Given material:
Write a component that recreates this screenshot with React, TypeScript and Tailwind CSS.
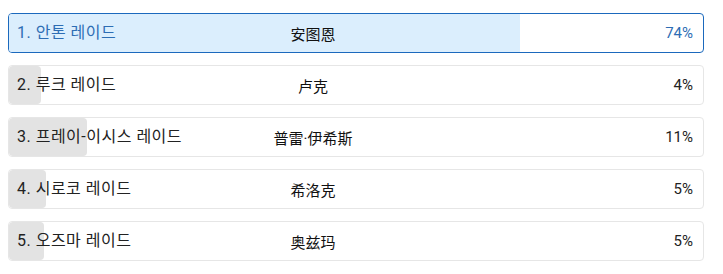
const rows = [
  { label: '1. 안톤 레이드', cn: '安图恩', pct: 74, fill: 73.7, active: true },
  { label: '2. 루크 레이드', cn: '卢克', pct: 4, fill: 4.6 },
  { label: '3. 프레이-이시스 레이드', cn: '普雷·伊希斯', pct: 11, fill: 11.3 },
  { label: '4. 시로코 레이드', cn: '希洛克', pct: 5, fill: 5.3 },
  { label: '5. 오즈마 레이드', cn: '奥兹玛', pct: 5, fill: 5.0 },
];

export default function App() {
  return (
    <div className="w-[723px] h-[274px] bg-white pt-[13px] pl-2" style={{ fontFamily: 'Roboto, "Noto Sans CJK KR", sans-serif' }}>
      <div className="w-[696px] flex flex-col gap-[12px]">
        {rows.map(r => (
          <div
            key={r.label}
            className={
              'relative h-[40px] rounded-[4px] border overflow-hidden ' +
              (r.active ? 'border-[#1b69bd]' : 'border-[#e6e6e6]')
            }
          >
            <div
              className={'absolute left-0 top-0 bottom-0 ' + (r.active ? 'bg-[#dbeefd]' : 'bg-[#e3e3e3] rounded-[4px]')}
              style={{ width: `${r.fill}%` }}
            />
            <div className="relative h-full grid grid-cols-[236px_120px_1fr] items-center pl-[8px] pr-[10px] text-[15px]">
              <span className={'text-[16px] tracking-[0.5px] ' + (r.active ? 'text-[#2d6db4]' : 'text-[#222]')}>{r.label}</span>
              <span className="text-center text-[15px] text-[#111] translate-y-[2px]" style={{ fontFamily: 'Roboto, "Noto Sans CJK SC", sans-serif' }}>{r.cn}</span>
              <span className={'text-right ' + (r.active ? 'text-[#2d6db4]' : 'text-[#222]')}>{r.pct}%</span>
            </div>
          </div>
        ))}
      </div>
    </div>
  );
}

What is expected:
Leave out the pictures and retype every line above exactly.

Solution to this task:
Write a component that recreates this screenshot with React, TypeScript and Tailwind CSS.
const rows = [
  { label: '1. 안톤 레이드', cn: '安图恩', pct: 74, fill: 73.7, active: true },
  { label: '2. 루크 레이드', cn: '卢克', pct: 4, fill: 4.6 },
  { label: '3. 프레이-이시스 레이드', cn: '普雷·伊希斯', pct: 11, fill: 11.3 },
  { label: '4. 시로코 레이드', cn: '希洛克', pct: 5, fill: 5.3 },
  { label: '5. 오즈마 레이드', cn: '奥兹玛', pct: 5, fill: 5.0 },
];

export default function App() {
  return (
    <div className="w-[723px] h-[274px] bg-white pt-[13px] pl-2" style={{ fontFamily: 'Roboto, "Noto Sans CJK KR", sans-serif' }}>
      <div className="w-[696px] flex flex-col gap-[12px]">
        {rows.map(r => (
          <div
            key={r.label}
            className={
              'relative h-[40px] rounded-[4px] border overflow-hidden ' +
              (r.active ? 'border-[#1b69bd]' : 'border-[#e6e6e6]')
            }
          >
            <div
              className={'absolute left-0 top-0 bottom-0 ' + (r.active ? 'bg-[#dbeefd]' : 'bg-[#e3e3e3] rounded-[4px]')}
              style={{ width: `${r.fill}%` }}
            />
            <div className="relative h-full grid grid-cols-[236px_120px_1fr] items-center pl-[8px] pr-[10px] text-[15px]">
              <span className={'text-[16px] tracking-[0.5px] ' + (r.active ? 'text-[#2d6db4]' : 'text-[#222]')}>{r.label}</span>
              <span className="text-center text-[15px] text-[#111] translate-y-[2px]" style={{ fontFamily: 'Roboto, "Noto Sans CJK SC", sans-serif' }}>{r.cn}</span>
              <span className={'text-right ' + (r.active ? 'text-[#2d6db4]' : 'text-[#222]')}>{r.pct}%</span>
            </div>
          </div>
        ))}
      </div>
    </div>
  );
}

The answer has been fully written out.